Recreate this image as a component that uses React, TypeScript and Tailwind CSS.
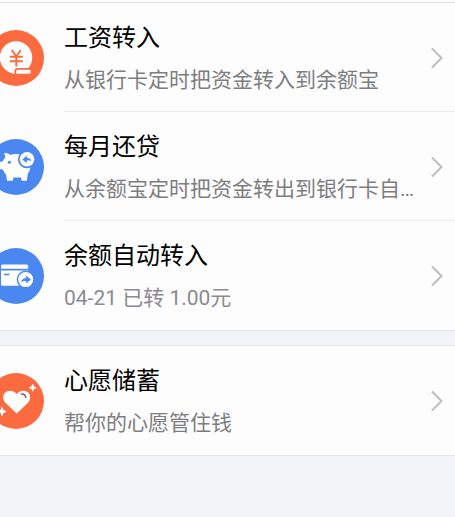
import type { ReactNode } from 'react';

type Item = {
  title: string;
  desc: string;
  icon: ReactNode;
  muted?: boolean;
};

const iconClass = 'w-14 h-14 -ml-3 shrink-0';

function SalaryIcon() {
  return (
    <svg viewBox="0 0 56 56" className={iconClass} aria-hidden="true">
      <circle cx="28" cy="28" r="28" fill="#fc6a3f" />
      <circle cx="28" cy="27.500" r="16.200" fill="#fff" />
      <path
        d="M23.800 20l4.500 6.500 4.500-6.500M21.800 26.700h13M21.800 31.300h13M28.300 26.500v10"
        fill="none"
        stroke="#fc6a3f"
        strokeWidth="1.900"
      />
      <path d="M46 38H29.500a3 3 0 0 0-3 3v4.500H46z" fill="#fc6a3f" />
      <rect x="28" y="39.800" width="14.800" height="4" rx="1.600" fill="#fff" />
    </svg>
  );
}

function PiggyIcon() {
  return (
    <svg viewBox="0 0 56 56" className={iconClass} aria-hidden="true">
      <circle cx="28" cy="28" r="28" fill="#4a87f1" />
      <path
        d="M16.300 14.200c2.200-.4 4.200.3 5.800 1.800 2-.7 4.200-.9 6.500-.9 8 0 14 4.500 14 11.300 0 3.200-1.200 6-2.800 8.200l-1 7.100h-5l-.8-3.200h-7.500l-.8 3.200h-5.600l-1.200-6.200c-1.300-1.200-2.100-2.800-2.800-4.700l-4.100-1v-6.600l3.800-1c.6-1.600 1.500-2.900 2.600-4z"
        fill="#fff"
      />
      <circle cx="21.400" cy="23.300" r="1.500" fill="#4a87f1" />
      <circle cx="39" cy="20.300" r="9" fill="#4a87f1" />
      <circle cx="39" cy="20.300" r="7.300" fill="#fff" />
      <path d="M34.300 20.400l4.600-4v2.500c2.500 0 4 1 4.700 3.300-1.300-.8-2.700-1-4.700-.8v2.700z" fill="#4a87f1" />
    </svg>
  );
}

function CardIcon() {
  return (
    <svg viewBox="0 0 56 56" className={iconClass} aria-hidden="true">
      <circle cx="28" cy="28" r="28" fill="#4a87f1" />
      <path d="M13 20.700v-2.700q0-1.500 1.500-1.500h24.200q1.500 0 1.500 1.500v2.700z" fill="#fff" />
      <path d="M13 22.500h27.200v15.200H14.500q-1.500 0-1.500-1.500z" fill="#fff" />
      <path d="M16 26.500h5.200" stroke="#4a87f1" strokeWidth="1.600" />
      <circle cx="37.700" cy="31.600" r="9" fill="#4a87f1" />
      <circle cx="37.700" cy="31.600" r="7.500" fill="#fff" />
      <path d="M43 31.500l-4.800-4v2.400c-2.800.1-4.700 1.600-5.300 4.400 1.500-1.200 3.200-1.500 5.300-1.300v2.500z" fill="#4a87f1" />
    </svg>
  );
}

function WishIcon() {
  return (
    <svg viewBox="0 0 56 56" className={iconClass} aria-hidden="true">
      <circle cx="28" cy="28" r="28" fill="#fc6a3f" />
      <path
        d="M28.700 40.500L17.400 29.800c-3-3.200-2.700-7.600-.2-10.200 2.800-2.800 7.800-2.800 11.500 1.300 3.700-4.100 8.700-4.100 11.500-1.300 2.500 2.600 2.800 7-.2 10.200z"
        fill="#fff"
      />
      <path d="M32.800 21.200c2.600-.9 4.900.8 5.200 3.700" fill="none" stroke="#a3475c" strokeWidth="1.400" />
      <path
        d="M44.700 11.200l1 2.500 2.500 1-2.500 1-1 2.500-1-2.500-2.500-1 2.500-1zM14 34.200l1.200 3.100 3.100 1.200-3.100 1.200-1.200 3.100-1.200-3.100-3.100-1.200 3.100-1.200z"
        fill="#fff"
        stroke="#fff"
        strokeWidth=".8"
      />
    </svg>
  );
}

const transfers: Item[] = [
  { title: '工资转入', desc: '从银行卡定时把资金转入到余额宝', icon: <SalaryIcon /> },
  { title: '每月还贷', desc: '从余额宝定时把资金转出到银行卡自…', icon: <PiggyIcon /> },
  { title: '余额自动转入', desc: '04-21 已转 1.00元', icon: <CardIcon />, muted: true },
];

const savings: Item[] = [{ title: '心愿储蓄', desc: '帮你的心愿管住钱', icon: <WishIcon /> }];

function Row({ item, last }: { item: Item; last: boolean }) {
  return (
    <li>
      <button type="button" className="flex w-full items-center gap-5 text-left cursor-pointer">
        {item.icon}
        <span className={`flex flex-1 min-w-0 items-center pt-[17px] pr-3 ${last ? 'pb-4' : 'border-b border-[#ececee] pb-[15px]'}`}>
          <span className="flex flex-col flex-1 min-w-0 gap-2">
            <span className="text-2xl leading-9 text-black">{item.title}</span>
            <span className={`text-[21px] leading-8 whitespace-nowrap ${item.muted ? 'text-[#8b8a8f]' : 'text-[#7d7d7f]'}`}>
              {item.desc}
            </span>
          </span>
          <svg viewBox="0 0 12 22" className="w-3 h-[22px] shrink-0" fill="none" aria-hidden="true">
            <path d="M1 1.500L10.500 11 1 20.500" stroke="#bdbdbf" strokeWidth="2" />
          </svg>
        </span>
      </button>
    </li>
  );
}

function Section({ items }: { items: Item[] }) {
  return (
    <ul className="bg-[#fdfdfe] border-b border-[#e3e4ea]">
      {items.map((item, i) => (
        <Row key={item.title} item={item} last={i === items.length - 1} />
      ))}
    </ul>
  );
}

export default function App() {
  return (
    <main className="min-h-screen overflow-hidden bg-[#f2f3f8] font-[Roboto,'Noto_Sans_CJK_SC',sans-serif]">
      <div className="h-[3px] bg-[#fdfdfe] border-b border-[#dededf]" />
      <Section items={transfers} />
      <div className="h-[15px] bg-[#f1f3f7] border-b border-[#e9eaee]" />
      <Section items={savings} />
    </main>
  );
}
━━━━━━━━━━━━━━━━━━━━
* _What you have to do_
All of the material above should be reproduced exactly, except the pictures.

* _Output for this exercise_
Recreate this image as a component that uses React, TypeScript and Tailwind CSS.
import type { ReactNode } from 'react';

type Item = {
  title: string;
  desc: string;
  icon: ReactNode;
  muted?: boolean;
};

const iconClass = 'w-14 h-14 -ml-3 shrink-0';

function SalaryIcon() {
  return (
    <svg viewBox="0 0 56 56" className={iconClass} aria-hidden="true">
      <circle cx="28" cy="28" r="28" fill="#fc6a3f" />
      <circle cx="28" cy="27.500" r="16.200" fill="#fff" />
      <path
        d="M23.800 20l4.500 6.500 4.500-6.500M21.800 26.700h13M21.800 31.300h13M28.300 26.500v10"
        fill="none"
        stroke="#fc6a3f"
        strokeWidth="1.900"
      />
      <path d="M46 38H29.500a3 3 0 0 0-3 3v4.500H46z" fill="#fc6a3f" />
      <rect x="28" y="39.800" width="14.800" height="4" rx="1.600" fill="#fff" />
    </svg>
  );
}

function PiggyIcon() {
  return (
    <svg viewBox="0 0 56 56" className={iconClass} aria-hidden="true">
      <circle cx="28" cy="28" r="28" fill="#4a87f1" />
      <path
        d="M16.300 14.200c2.200-.4 4.200.3 5.800 1.800 2-.7 4.200-.9 6.500-.9 8 0 14 4.500 14 11.300 0 3.200-1.200 6-2.800 8.200l-1 7.100h-5l-.8-3.200h-7.500l-.8 3.200h-5.600l-1.200-6.200c-1.300-1.200-2.100-2.800-2.800-4.700l-4.100-1v-6.600l3.800-1c.6-1.600 1.500-2.900 2.600-4z"
        fill="#fff"
      />
      <circle cx="21.400" cy="23.300" r="1.500" fill="#4a87f1" />
      <circle cx="39" cy="20.300" r="9" fill="#4a87f1" />
      <circle cx="39" cy="20.300" r="7.300" fill="#fff" />
      <path d="M34.300 20.400l4.600-4v2.500c2.500 0 4 1 4.700 3.300-1.300-.8-2.700-1-4.700-.8v2.700z" fill="#4a87f1" />
    </svg>
  );
}

function CardIcon() {
  return (
    <svg viewBox="0 0 56 56" className={iconClass} aria-hidden="true">
      <circle cx="28" cy="28" r="28" fill="#4a87f1" />
      <path d="M13 20.700v-2.700q0-1.500 1.500-1.500h24.200q1.500 0 1.500 1.500v2.700z" fill="#fff" />
      <path d="M13 22.500h27.200v15.200H14.500q-1.500 0-1.500-1.500z" fill="#fff" />
      <path d="M16 26.500h5.200" stroke="#4a87f1" strokeWidth="1.600" />
      <circle cx="37.700" cy="31.600" r="9" fill="#4a87f1" />
      <circle cx="37.700" cy="31.600" r="7.500" fill="#fff" />
      <path d="M43 31.500l-4.800-4v2.400c-2.800.1-4.700 1.600-5.300 4.400 1.500-1.200 3.200-1.500 5.300-1.300v2.500z" fill="#4a87f1" />
    </svg>
  );
}

function WishIcon() {
  return (
    <svg viewBox="0 0 56 56" className={iconClass} aria-hidden="true">
      <circle cx="28" cy="28" r="28" fill="#fc6a3f" />
      <path
        d="M28.700 40.500L17.400 29.800c-3-3.200-2.700-7.600-.2-10.200 2.800-2.800 7.800-2.800 11.500 1.300 3.700-4.100 8.700-4.100 11.500-1.300 2.500 2.600 2.800 7-.2 10.200z"
        fill="#fff"
      />
      <path d="M32.800 21.200c2.600-.9 4.900.8 5.200 3.700" fill="none" stroke="#a3475c" strokeWidth="1.400" />
      <path
        d="M44.700 11.200l1 2.500 2.500 1-2.500 1-1 2.500-1-2.500-2.500-1 2.500-1zM14 34.200l1.200 3.100 3.100 1.200-3.100 1.200-1.200 3.100-1.200-3.100-3.100-1.200 3.100-1.200z"
        fill="#fff"
        stroke="#fff"
        strokeWidth=".8"
      />
    </svg>
  );
}

const transfers: Item[] = [
  { title: '工资转入', desc: '从银行卡定时把资金转入到余额宝', icon: <SalaryIcon /> },
  { title: '每月还贷', desc: '从余额宝定时把资金转出到银行卡自…', icon: <PiggyIcon /> },
  { title: '余额自动转入', desc: '04-21 已转 1.00元', icon: <CardIcon />, muted: true },
];

const savings: Item[] = [{ title: '心愿储蓄', desc: '帮你的心愿管住钱', icon: <WishIcon /> }];

function Row({ item, last }: { item: Item; last: boolean }) {
  return (
    <li>
      <button type="button" className="flex w-full items-center gap-5 text-left cursor-pointer">
        {item.icon}
        <span className={`flex flex-1 min-w-0 items-center pt-[17px] pr-3 ${last ? 'pb-4' : 'border-b border-[#ececee] pb-[15px]'}`}>
          <span className="flex flex-col flex-1 min-w-0 gap-2">
            <span className="text-2xl leading-9 text-black">{item.title}</span>
            <span className={`text-[21px] leading-8 whitespace-nowrap ${item.muted ? 'text-[#8b8a8f]' : 'text-[#7d7d7f]'}`}>
              {item.desc}
            </span>
          </span>
          <svg viewBox="0 0 12 22" className="w-3 h-[22px] shrink-0" fill="none" aria-hidden="true">
            <path d="M1 1.500L10.500 11 1 20.500" stroke="#bdbdbf" strokeWidth="2" />
          </svg>
        </span>
      </button>
    </li>
  );
}

function Section({ items }: { items: Item[] }) {
  return (
    <ul className="bg-[#fdfdfe] border-b border-[#e3e4ea]">
      {items.map((item, i) => (
        <Row key={item.title} item={item} last={i === items.length - 1} />
      ))}
    </ul>
  );
}

export default function App() {
  return (
    <main className="min-h-screen overflow-hidden bg-[#f2f3f8] font-[Roboto,'Noto_Sans_CJK_SC',sans-serif]">
      <div className="h-[3px] bg-[#fdfdfe] border-b border-[#dededf]" />
      <Section items={transfers} />
      <div className="h-[15px] bg-[#f1f3f7] border-b border-[#e9eaee]" />
      <Section items={savings} />
    </main>
  );
}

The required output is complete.